**Do this**: How many lines of the records below contain the word "page"? Answer with the number alone.
□ □ □ □
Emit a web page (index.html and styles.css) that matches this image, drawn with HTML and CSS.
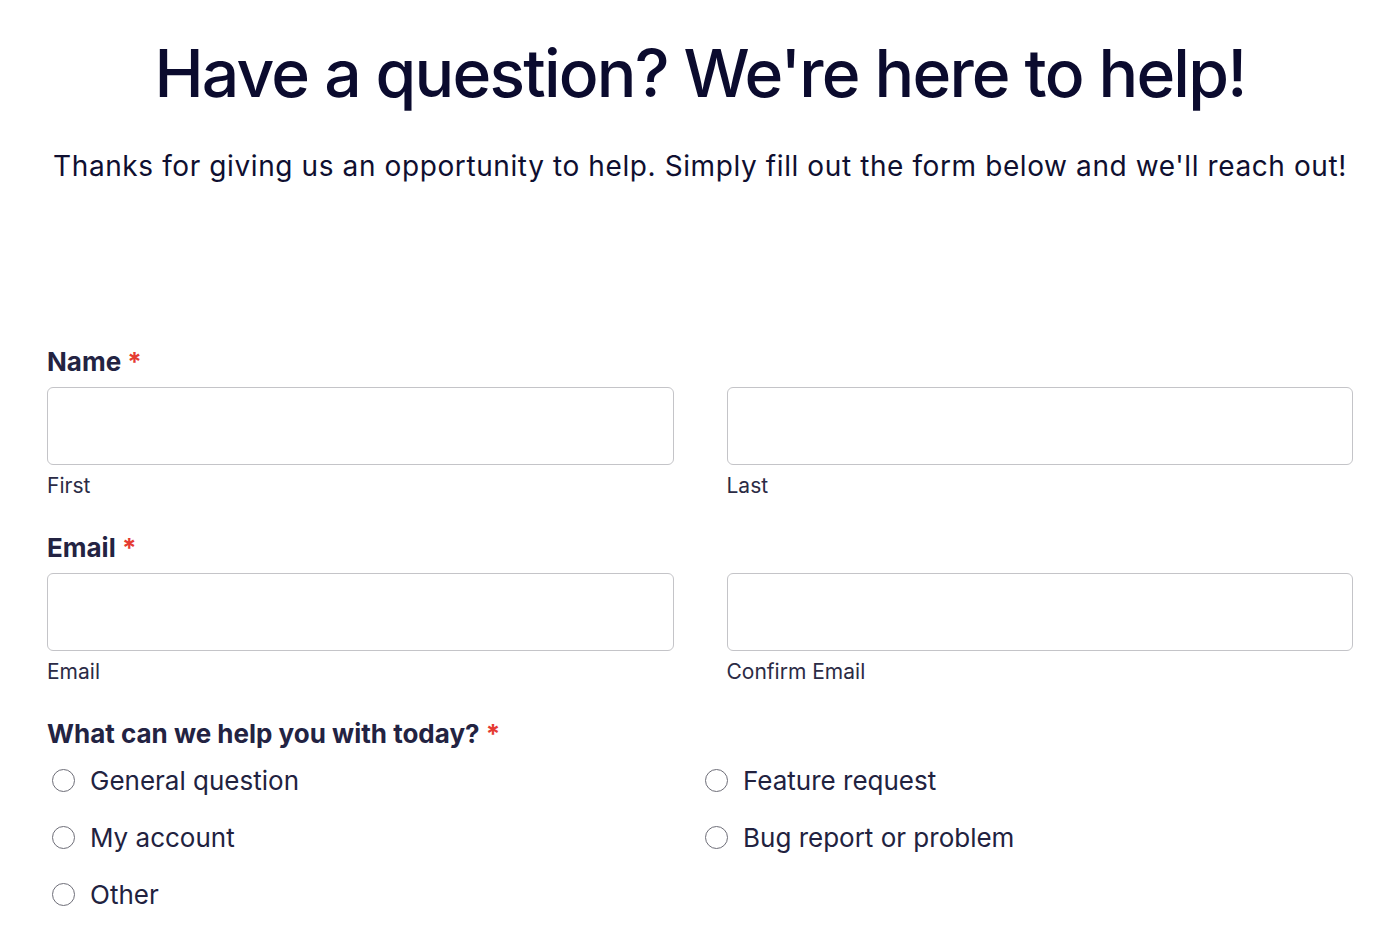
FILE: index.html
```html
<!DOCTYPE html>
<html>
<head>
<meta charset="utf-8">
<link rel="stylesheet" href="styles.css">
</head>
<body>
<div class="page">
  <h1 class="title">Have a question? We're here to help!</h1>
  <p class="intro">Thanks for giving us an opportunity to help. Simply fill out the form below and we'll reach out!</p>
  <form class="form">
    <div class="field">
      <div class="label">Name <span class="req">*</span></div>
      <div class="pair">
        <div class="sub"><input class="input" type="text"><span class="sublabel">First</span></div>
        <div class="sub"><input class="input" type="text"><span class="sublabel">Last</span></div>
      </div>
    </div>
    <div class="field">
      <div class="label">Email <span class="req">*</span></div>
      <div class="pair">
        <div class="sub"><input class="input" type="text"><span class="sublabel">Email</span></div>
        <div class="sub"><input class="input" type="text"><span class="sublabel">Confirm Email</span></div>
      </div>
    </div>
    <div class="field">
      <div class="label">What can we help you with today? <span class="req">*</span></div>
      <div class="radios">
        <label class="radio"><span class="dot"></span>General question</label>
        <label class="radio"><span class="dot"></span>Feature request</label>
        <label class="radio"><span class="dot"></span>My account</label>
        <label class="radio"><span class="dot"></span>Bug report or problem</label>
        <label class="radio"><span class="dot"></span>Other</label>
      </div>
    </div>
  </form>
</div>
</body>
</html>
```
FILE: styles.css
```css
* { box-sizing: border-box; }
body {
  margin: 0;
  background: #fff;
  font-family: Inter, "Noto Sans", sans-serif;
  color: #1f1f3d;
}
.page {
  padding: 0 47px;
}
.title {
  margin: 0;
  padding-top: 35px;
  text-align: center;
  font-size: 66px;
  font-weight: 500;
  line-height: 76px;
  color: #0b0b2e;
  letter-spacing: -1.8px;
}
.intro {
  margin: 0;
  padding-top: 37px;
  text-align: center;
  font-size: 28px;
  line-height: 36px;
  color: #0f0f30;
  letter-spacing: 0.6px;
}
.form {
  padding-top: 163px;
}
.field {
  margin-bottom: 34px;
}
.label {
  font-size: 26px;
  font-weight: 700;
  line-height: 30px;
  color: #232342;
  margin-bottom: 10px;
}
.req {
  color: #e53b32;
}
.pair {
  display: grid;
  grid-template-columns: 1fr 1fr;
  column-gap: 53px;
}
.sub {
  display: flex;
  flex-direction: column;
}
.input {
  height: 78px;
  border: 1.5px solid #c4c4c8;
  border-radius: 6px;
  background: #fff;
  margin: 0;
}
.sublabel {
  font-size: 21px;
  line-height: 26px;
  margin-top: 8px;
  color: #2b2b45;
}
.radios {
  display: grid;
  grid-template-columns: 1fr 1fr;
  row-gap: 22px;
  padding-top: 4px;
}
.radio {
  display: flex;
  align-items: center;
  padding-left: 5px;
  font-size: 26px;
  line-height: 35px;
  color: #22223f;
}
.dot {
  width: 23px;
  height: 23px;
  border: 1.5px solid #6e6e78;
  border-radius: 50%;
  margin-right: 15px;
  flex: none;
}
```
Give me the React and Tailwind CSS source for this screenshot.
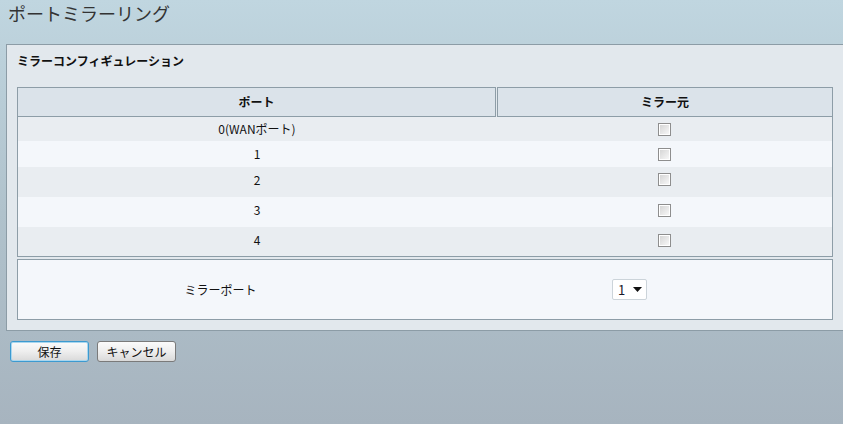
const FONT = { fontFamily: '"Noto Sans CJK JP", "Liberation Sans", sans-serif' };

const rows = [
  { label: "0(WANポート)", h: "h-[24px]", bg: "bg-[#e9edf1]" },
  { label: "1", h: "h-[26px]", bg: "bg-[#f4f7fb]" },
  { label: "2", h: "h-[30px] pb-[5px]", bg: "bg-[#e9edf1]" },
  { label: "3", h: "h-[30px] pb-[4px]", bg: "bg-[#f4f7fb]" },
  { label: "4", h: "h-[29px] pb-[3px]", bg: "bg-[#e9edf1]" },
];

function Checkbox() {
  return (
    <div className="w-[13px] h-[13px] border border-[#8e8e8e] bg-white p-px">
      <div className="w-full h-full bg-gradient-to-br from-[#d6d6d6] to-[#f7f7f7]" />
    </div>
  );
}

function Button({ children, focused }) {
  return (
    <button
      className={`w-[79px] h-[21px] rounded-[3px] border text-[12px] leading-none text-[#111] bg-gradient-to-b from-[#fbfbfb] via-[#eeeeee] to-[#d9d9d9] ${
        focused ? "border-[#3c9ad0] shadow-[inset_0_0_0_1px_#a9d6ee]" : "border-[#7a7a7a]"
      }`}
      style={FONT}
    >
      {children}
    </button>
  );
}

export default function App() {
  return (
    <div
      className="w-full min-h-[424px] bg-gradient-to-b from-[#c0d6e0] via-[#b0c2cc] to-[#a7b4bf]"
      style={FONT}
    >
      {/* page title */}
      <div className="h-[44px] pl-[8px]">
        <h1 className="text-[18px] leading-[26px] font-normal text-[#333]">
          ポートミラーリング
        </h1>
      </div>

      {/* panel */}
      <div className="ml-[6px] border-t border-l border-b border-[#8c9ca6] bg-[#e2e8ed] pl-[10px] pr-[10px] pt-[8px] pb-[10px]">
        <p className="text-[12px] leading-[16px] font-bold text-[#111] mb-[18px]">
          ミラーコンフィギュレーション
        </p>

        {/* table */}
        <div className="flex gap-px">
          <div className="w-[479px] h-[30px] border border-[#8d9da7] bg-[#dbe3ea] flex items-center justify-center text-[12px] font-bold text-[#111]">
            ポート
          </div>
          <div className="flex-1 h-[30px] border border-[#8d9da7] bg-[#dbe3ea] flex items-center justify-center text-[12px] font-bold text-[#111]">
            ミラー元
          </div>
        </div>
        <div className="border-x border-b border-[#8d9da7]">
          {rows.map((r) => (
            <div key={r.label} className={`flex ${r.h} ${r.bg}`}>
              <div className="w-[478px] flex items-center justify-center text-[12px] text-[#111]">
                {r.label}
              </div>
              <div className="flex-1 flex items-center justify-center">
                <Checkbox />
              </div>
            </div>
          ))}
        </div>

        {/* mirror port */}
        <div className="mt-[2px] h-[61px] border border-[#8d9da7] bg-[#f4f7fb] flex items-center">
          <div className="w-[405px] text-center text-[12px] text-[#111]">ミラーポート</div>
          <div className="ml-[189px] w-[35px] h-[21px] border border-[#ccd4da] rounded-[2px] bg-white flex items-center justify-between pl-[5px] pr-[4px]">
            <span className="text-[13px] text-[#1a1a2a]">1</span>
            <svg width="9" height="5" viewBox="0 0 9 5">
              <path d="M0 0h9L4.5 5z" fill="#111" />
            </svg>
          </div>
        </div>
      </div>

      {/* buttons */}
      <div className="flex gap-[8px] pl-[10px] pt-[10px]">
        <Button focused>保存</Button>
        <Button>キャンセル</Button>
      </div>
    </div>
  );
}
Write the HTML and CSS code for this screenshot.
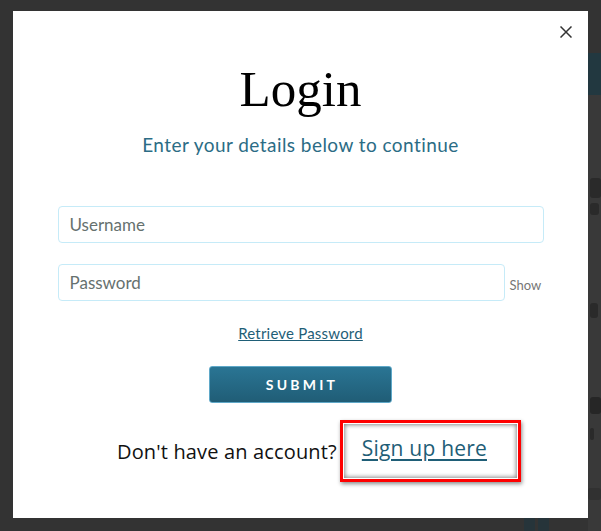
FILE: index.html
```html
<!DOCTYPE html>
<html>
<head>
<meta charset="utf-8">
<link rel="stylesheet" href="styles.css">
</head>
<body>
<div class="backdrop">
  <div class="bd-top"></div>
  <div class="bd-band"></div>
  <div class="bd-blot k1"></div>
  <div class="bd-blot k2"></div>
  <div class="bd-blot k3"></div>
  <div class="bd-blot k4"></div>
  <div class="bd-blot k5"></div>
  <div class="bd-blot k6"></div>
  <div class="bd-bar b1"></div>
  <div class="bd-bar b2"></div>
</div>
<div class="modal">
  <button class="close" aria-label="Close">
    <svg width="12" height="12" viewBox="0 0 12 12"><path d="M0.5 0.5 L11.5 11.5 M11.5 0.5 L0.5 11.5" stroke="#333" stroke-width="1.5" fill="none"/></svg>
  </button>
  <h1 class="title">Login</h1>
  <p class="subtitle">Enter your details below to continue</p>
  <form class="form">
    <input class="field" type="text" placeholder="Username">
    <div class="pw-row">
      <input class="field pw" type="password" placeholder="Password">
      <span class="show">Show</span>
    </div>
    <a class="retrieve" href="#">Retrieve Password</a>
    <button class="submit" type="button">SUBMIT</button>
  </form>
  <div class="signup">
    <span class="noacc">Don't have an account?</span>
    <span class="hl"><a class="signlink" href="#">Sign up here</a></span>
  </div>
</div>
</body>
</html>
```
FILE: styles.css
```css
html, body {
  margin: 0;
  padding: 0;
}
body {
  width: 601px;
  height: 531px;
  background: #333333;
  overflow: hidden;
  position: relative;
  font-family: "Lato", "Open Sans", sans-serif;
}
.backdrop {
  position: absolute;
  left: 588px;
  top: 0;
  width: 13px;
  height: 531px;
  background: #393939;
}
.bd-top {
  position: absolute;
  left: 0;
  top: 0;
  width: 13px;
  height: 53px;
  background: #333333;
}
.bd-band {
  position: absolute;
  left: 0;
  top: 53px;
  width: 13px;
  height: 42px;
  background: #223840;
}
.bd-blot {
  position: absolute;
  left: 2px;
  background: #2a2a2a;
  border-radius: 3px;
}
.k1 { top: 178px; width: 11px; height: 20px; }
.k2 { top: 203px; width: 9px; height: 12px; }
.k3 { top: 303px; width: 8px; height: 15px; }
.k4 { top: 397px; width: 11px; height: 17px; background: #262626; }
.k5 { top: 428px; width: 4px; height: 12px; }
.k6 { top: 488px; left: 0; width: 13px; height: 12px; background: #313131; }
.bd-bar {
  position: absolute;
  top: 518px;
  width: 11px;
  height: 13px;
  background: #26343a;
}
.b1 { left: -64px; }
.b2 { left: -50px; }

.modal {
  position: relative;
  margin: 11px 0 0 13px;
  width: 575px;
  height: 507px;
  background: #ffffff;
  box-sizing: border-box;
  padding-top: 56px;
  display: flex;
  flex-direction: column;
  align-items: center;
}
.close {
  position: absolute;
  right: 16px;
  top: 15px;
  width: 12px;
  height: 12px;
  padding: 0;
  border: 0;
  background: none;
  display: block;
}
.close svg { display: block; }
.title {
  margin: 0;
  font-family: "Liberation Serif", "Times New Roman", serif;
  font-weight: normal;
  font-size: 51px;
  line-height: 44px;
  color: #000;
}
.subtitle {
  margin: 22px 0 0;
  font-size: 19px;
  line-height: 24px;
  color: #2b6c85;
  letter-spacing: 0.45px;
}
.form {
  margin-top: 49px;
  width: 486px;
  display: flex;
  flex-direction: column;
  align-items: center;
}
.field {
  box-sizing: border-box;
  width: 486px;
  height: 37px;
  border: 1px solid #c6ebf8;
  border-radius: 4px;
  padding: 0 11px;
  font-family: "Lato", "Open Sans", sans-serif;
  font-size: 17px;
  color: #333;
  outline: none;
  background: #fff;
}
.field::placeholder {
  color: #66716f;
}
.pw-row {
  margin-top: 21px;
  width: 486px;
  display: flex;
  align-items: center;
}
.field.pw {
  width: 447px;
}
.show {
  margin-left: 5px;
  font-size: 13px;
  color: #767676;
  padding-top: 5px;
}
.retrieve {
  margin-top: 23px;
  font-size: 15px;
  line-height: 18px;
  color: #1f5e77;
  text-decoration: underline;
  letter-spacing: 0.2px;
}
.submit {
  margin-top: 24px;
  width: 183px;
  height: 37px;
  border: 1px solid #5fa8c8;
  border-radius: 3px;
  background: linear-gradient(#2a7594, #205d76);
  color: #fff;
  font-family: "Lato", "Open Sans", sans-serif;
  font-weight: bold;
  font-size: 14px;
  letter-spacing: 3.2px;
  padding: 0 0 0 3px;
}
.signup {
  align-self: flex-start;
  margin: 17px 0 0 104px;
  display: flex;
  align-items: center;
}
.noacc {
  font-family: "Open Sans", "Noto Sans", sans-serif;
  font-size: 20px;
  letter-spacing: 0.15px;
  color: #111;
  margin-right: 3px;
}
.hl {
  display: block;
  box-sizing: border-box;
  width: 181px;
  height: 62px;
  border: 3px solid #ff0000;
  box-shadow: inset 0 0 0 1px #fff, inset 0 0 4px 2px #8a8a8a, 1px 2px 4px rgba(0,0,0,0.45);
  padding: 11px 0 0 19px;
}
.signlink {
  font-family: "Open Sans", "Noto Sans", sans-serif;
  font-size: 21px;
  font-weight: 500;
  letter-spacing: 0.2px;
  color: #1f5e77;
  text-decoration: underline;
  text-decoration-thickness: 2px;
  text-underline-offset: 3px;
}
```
□ □ □ □
**The answer**: 4